The briefest opening in the clouds for sunrise. The first brown thrasher drops by to sing a few bars. Then the squeaky wheels of goldfinches, converging on my mother’s feeders.
March 26, 2024
Red spreading from the clouds to the western ridge. Robin, cardinal, phoebe: the early-spring trio, joined by a downy woodpecker on percussion with a high-pitched dead limb.
March 25, 2024
Another clear, cold morning. Two mourning doves call back and forth, occasionally overlapping, as the sunlight inches down toward their perches.
March 24, 2024
Clear and cold as the moon’s searchlight sinks through ridgetop trees. Dawn stains the east.

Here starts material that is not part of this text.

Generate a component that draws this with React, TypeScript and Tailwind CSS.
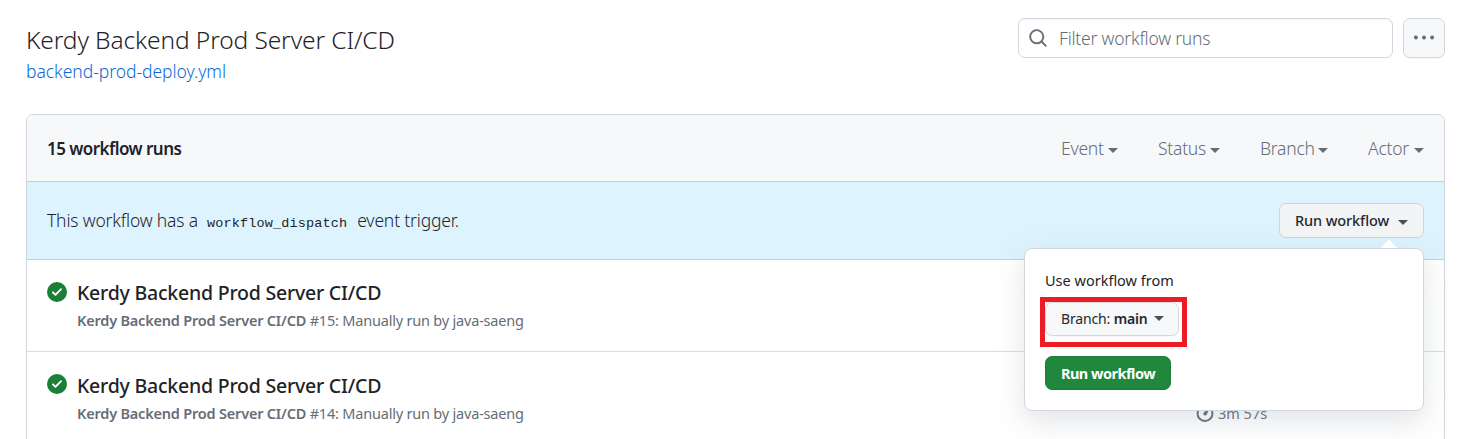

The cardinal wakes up, full of cheer.
March 23, 2024
Rain and fog. The birds call one at a time, as if auditioning. A sodden squirrel, grayer than gray, trots across the gray gravel road.
March 22, 2024
Cold and still. The rising sun shines straight down the old woods road to illuminate the whitewashed springhouse, just three days past the equinox.
March 21, 2024
Unseasonably cold, with the sun so bright and air so clear, the few clouds seem lost, like guests at the wrong party. Leathery old mountain laurel leaves look fresh and new.
March 20, 2024
Heavily overcast at mid-morning. I watch a squirrel surveying the yard from atop a stump, then loping over and retrieving a husked walnut from a tuft of grass.
March 19, 2024
Four hours before the equinox, the ground is white, with more snow swirling down. The miniature daffodils dangle from their stalks like deflated balloons.
March 18, 2024
Blue above the cloud bank blocking the sunrise. At the woods’ edge, white-breasted nuthatches are having a free and frank exchange of views.
March 17, 2024
Patches of blue. The mourning dove’s incessant cooing finally comes to an end, leaving the daffodils’ ensemble of horns to their silence.
March 16, 2024
The sun finally clears the one, thin cloud above the horizon only to disappear into a thicket. The robin has taken a break, so the titmouse holds forth.
March 15, 2024
A gray cloud ceiling brightens toward the horizon. A phoebe stridently announces himself to the echoey hillside and the daffodils trembling in the breeze.
March 14, 2024
Bright blear of a sun in a sky more white than blue. Its light reflecting off the window behind me means I am lit on all sides as I peer down at the first, miniature daffodils still in shade.